Tokyo motor show highlights clean cars
The Tokyo Motor Show kicked off on Friday with car makers showcasing their ambitions for a promising environment-friendly vehicle market.
The event drew 240 auto makers, component suppliers and other related firms from 13 countries.
Toyota Motor Corp., a leading auto maker in the development of environment-friendly cars, presented its Fine-X Concept passenger car powered by fuel-cell.
Another major Japanese car maker Honda Motor Co. unveiled its FCX Concept premium fuel-cell sedan.
General Motors Corp., the world's largest auto maker, showed the Sequel Concept, a sport utility vehicle with fuel-cell technology.

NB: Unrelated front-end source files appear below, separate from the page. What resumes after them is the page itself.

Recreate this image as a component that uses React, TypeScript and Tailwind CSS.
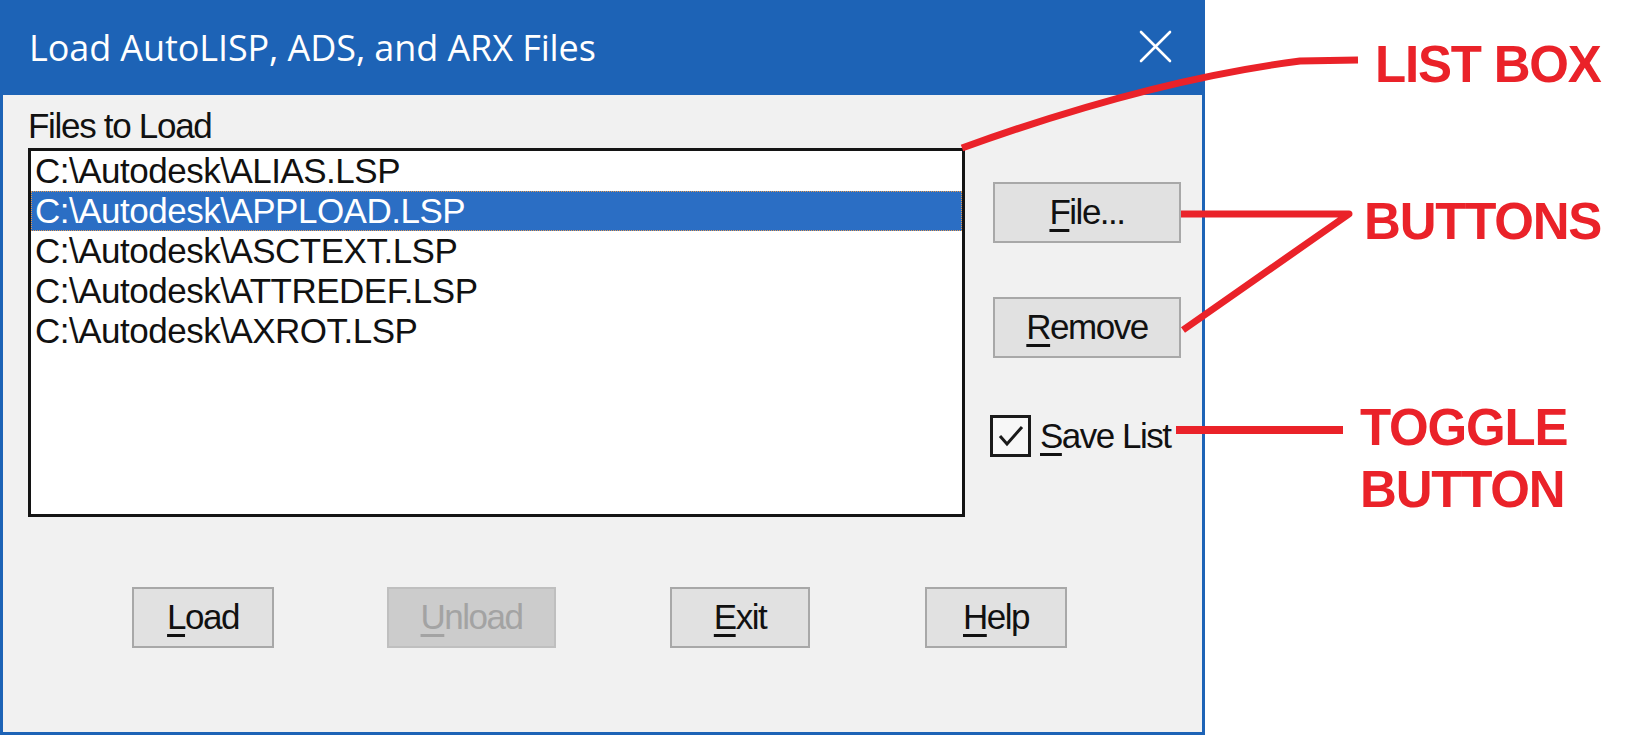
import React from 'react';

const files = [
  'C:\\Autodesk\\ALIAS.LSP',
  'C:\\Autodesk\\APPLOAD.LSP',
  'C:\\Autodesk\\ASCTEXT.LSP',
  'C:\\Autodesk\\ATTREDEF.LSP',
  'C:\\Autodesk\\AXROT.LSP',
];

// one mnemonic letter underlined, rest plain
function Label({ first, rest }: { first: string; rest: string }) {
  return (
    <span>
      <span className="underline decoration-[3px] underline-offset-[5px]">{first}</span>
      {rest}
    </span>
  );
}

function DlgButton({
  first,
  rest,
  width,
  disabled = false,
  className = '',
}: {
  first: string;
  rest: string;
  width: string;
  disabled?: boolean;
  className?: string;
}) {
  return (
    <div
      className={`${width} h-[61px] flex items-center justify-center border-2 text-[35px] tracking-[-1.5px] ${
        disabled
          ? 'bg-[#cccccc] border-[#bfbfbf] text-[#a3a3a3]'
          : 'bg-[#e1e1e1] border-[#a8a8a8] text-[#111]'
      } ${className}`}
    >
      <Label first={first} rest={rest} />
    </div>
  );
}

export default function App() {
  const selected = 1;

  return (
    <div className="relative w-[1625px] h-[741px] bg-white flex overflow-hidden font-['Liberation_Sans',Arial,sans-serif]">
      {/* Dialog */}
      <div className="w-[1205px] h-[735px] flex flex-col shrink-0">
        {/* Title bar */}
        <div className="h-[95px] bg-[#1d63b6] flex items-center justify-between pl-[29px] pr-[33px]">
          <span className="text-white text-[36px] font-['Open_Sans','Noto_Sans',sans-serif] tracking-[-0.1px]">
            Load AutoLISP, ADS, and ARX Files
          </span>
          <svg width="33" height="33" viewBox="0 0 33 33" className="mt-[-2px]">
            <path d="M2 2 L31 31 M31 2 L2 31" stroke="white" strokeWidth="2.6" strokeLinecap="round" />
          </svg>
        </div>

        {/* Body */}
        <div className="flex-1 bg-[#f1f1f1] border-l-[3px] border-r-[3px] border-b-[3px] border-[#1d63b6] flex flex-col pl-[25px] pt-[13px]">
          <div className="flex">
            <div className="flex flex-col w-[937px]">
              <span className="text-[35px] leading-none tracking-[-1.3px] text-[#111]">
                Files to Load
              </span>
              <div className="mt-[5px] h-[369px] bg-white border-[3px] border-[#141414] flex flex-col">
                {files.map((f, i) => (
                  <div
                    key={f}
                    className={`h-[40px] pl-[3px] text-[35px] leading-[38px] tracking-[-0.5px] whitespace-nowrap ${
                      i === selected
                        ? 'bg-[#2b6ec4] text-white border border-dotted border-[#e39a52]'
                        : 'text-[#111] border border-transparent'
                    }`}
                  >
                    {f}
                  </div>
                ))}
              </div>
            </div>

            {/* Right-hand buttons */}
            <div className="flex flex-col ml-[28px] pt-[74px]">
              <DlgButton first="F" rest="ile..." width="w-[188px]" />
              <DlgButton first="R" rest="emove" width="w-[188px]" className="mt-[54px]" />
              <div className="flex items-center mt-[52px] ml-[-3px]">
                <div className="w-[41px] h-[42px] border-[3px] border-[#1a1a1a] bg-[#f7f7f7] flex items-center justify-center">
                  <svg width="30" height="30" viewBox="0 0 30 30">
                    <path d="M4 15 L11 23 L26 6" fill="none" stroke="#1a1a1a" strokeWidth="3" />
                  </svg>
                </div>
                <span className="ml-[9px] text-[35px] tracking-[-1.5px] text-[#111]">
                  <Label first="S" rest="ave List" />
                </span>
              </div>
            </div>
          </div>

          {/* Bottom row of buttons */}
          <div className="flex mt-[70px]">
            <DlgButton first="L" rest="oad" width="w-[142px]" className="ml-[104px]" />
            <DlgButton first="U" rest="nload" width="w-[169px]" className="ml-[113px]" disabled />
            <DlgButton first="E" rest="xit" width="w-[140px]" className="ml-[114px]" />
            <DlgButton first="H" rest="elp" width="w-[142px]" className="ml-[115px]" />
          </div>
        </div>
      </div>

      {/* Annotation labels */}
      <div className="flex flex-col pl-[155px] font-['Liberation_Sans',Arial,sans-serif] font-bold text-[#ea2229] text-[51px] tracking-[-1.2px]">
        <span className="leading-none mt-[39px] ml-[15px] whitespace-nowrap">LIST BOX</span>
        <span className="leading-none mt-[106px] ml-[4px] whitespace-nowrap">BUTTONS</span>
        <div className="flex flex-col leading-[62px] mt-[150px]">
          <span>TOGGLE</span>
          <span>BUTTON</span>
        </div>
      </div>

      {/* Leader lines drawn over the dialog */}
      <svg
        className="absolute inset-0 pointer-events-none"
        width="1625"
        height="741"
        viewBox="0 0 1625 741"
      >
        <g fill="none" stroke="#ea2229" strokeLinejoin="round">
          <path d="M1358 60 L1300 61 Q1150 80 962 148" strokeWidth="7" />
          <path d="M1181 214 L1349 214 L1183 330" strokeWidth="7" />
          <path d="M1176 430 L1343 430" strokeWidth="8" />
        </g>
      </svg>
    </div>
  );
}
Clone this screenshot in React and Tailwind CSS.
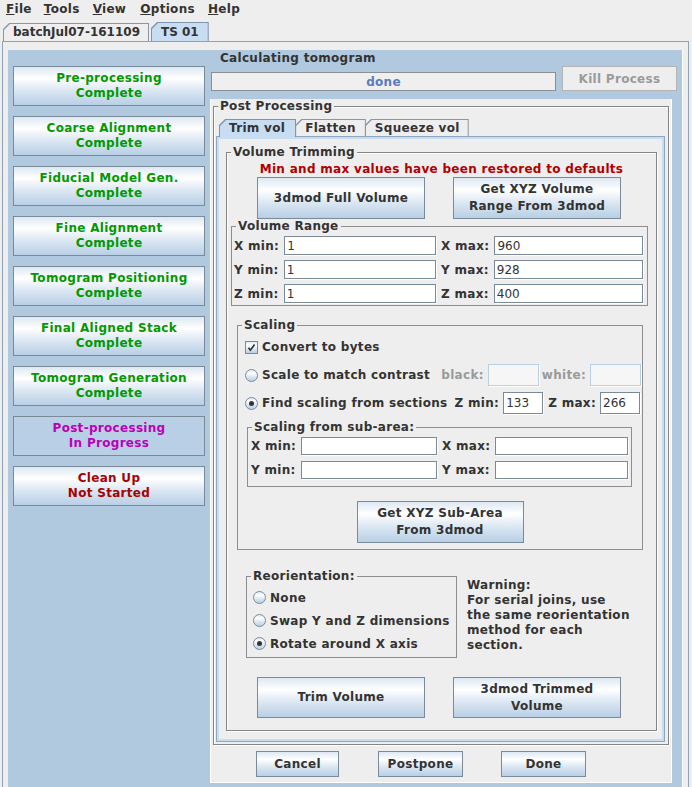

Fuel-cell vehicles run on electricity coming from chemical reaction between hydrogen and oxygen. As a result, the vehicles emit water vapor rather than the harmful tail gas produced by traditional gasoline-powered ones.
However, the fuel-cell vehicles would not hit the market in the following several years.
Before the competition in the commercial fuel-cell vehicles really kills off, the vehicle makers have been engaged in the war of marketing a less cleaner model-- the hybrid car.
Toyota, the world's No. 2 car maker in terms of sales, has been selling its Prius hybrid passenger car for years.
It had on display the concept hybrid version of the Estima minivan, a new line of the Lexus luxurious vehicles.
Mazda Motor Corp., a Ford Motor Co. affiliate, unveiled its Senku concept sports vehicle featuring an advanced hybrid electric-gasoline system and another sports car, the RX-8 Hydrogen RE, which runs on gasoline and hydrogen and is expected to hit the road in 2006 through leasing.
Of the nearly 600 cars and motorcycles being shown, 79 are on public display for the first time ever and another 120 for the first time in Japan.